Finding God (Good) in Everything, Inculturation and Teaching Business Ethics in a Jesuit School of Business
Brian K. Steverson
July 1, 2013
Ethics & Social Justice
Inculturation, Jesuit, Business, Higher Education
Journal of Jesuit Business Education (JJBE)
Teaching business ethics has never been the easiest of “jobs,” but the past five years have shown yet again how necessary business ethics education is. The pedagogical difficulty in teaching business ethics has always been how to convince students that ethics is an inherent part of the practice of business, not an “add-on,” something which it would be nice to pursue as long as the bottom line allows for it.
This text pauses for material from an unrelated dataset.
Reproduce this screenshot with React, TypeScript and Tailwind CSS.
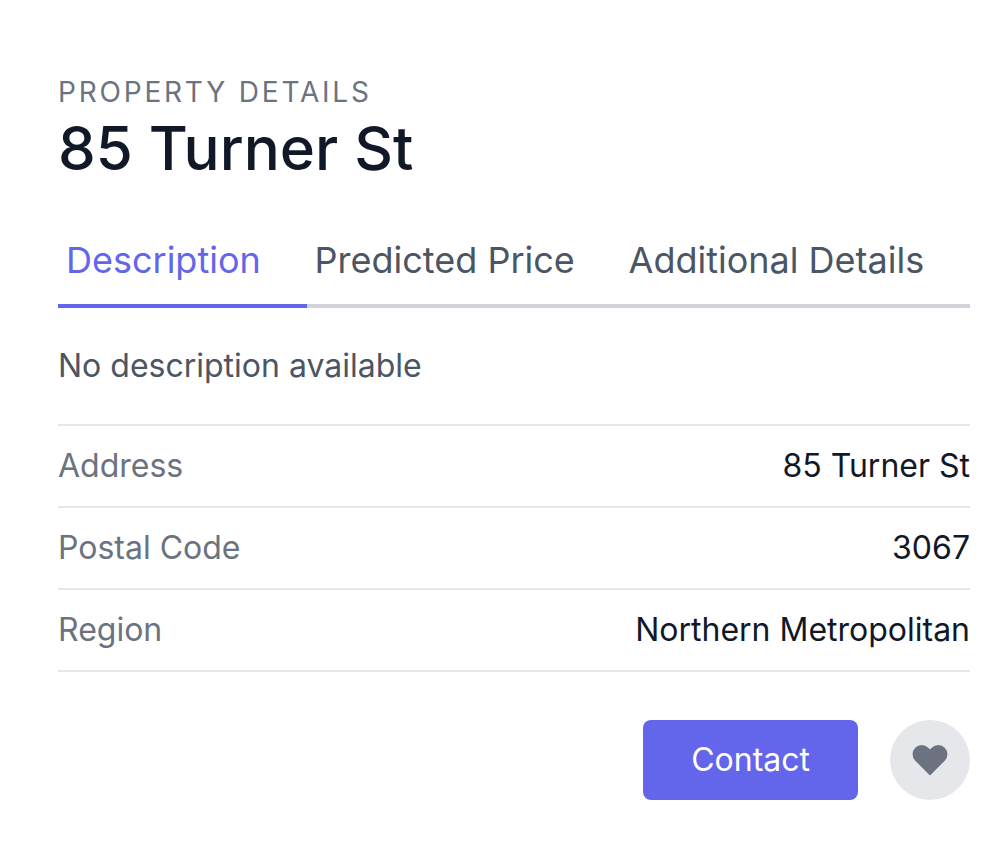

Jesuit schools of business would seem to be especially well positioned to mount such arguments given our rich tradition of cura personalis and our mission to educate men and women for others in the pursuit of social justice, all spurred by an ultimate service to the “greater Honor and Glory of God.” But, there is a catch. As the student bodies of Jesuit universities become less and less Catholic, less and less Christian, or at least less and less convinced by traditional, theologically-based arguments for ethics, how does a professor of business ethics make pedagogically convincing “Jesuit” arguments for why business managers should be motivated by the belief that their enterprises should seek to promote the common good in ethically respon- sible ways? In this paper, I very briefly describe a method for teaching business ethics as an extension of Ignatian spirituality through the use of the Jesuit technique of “inculturation” which I believe is successful in overcoming this hurdle to teaching business ethics from the Jesuit perspective.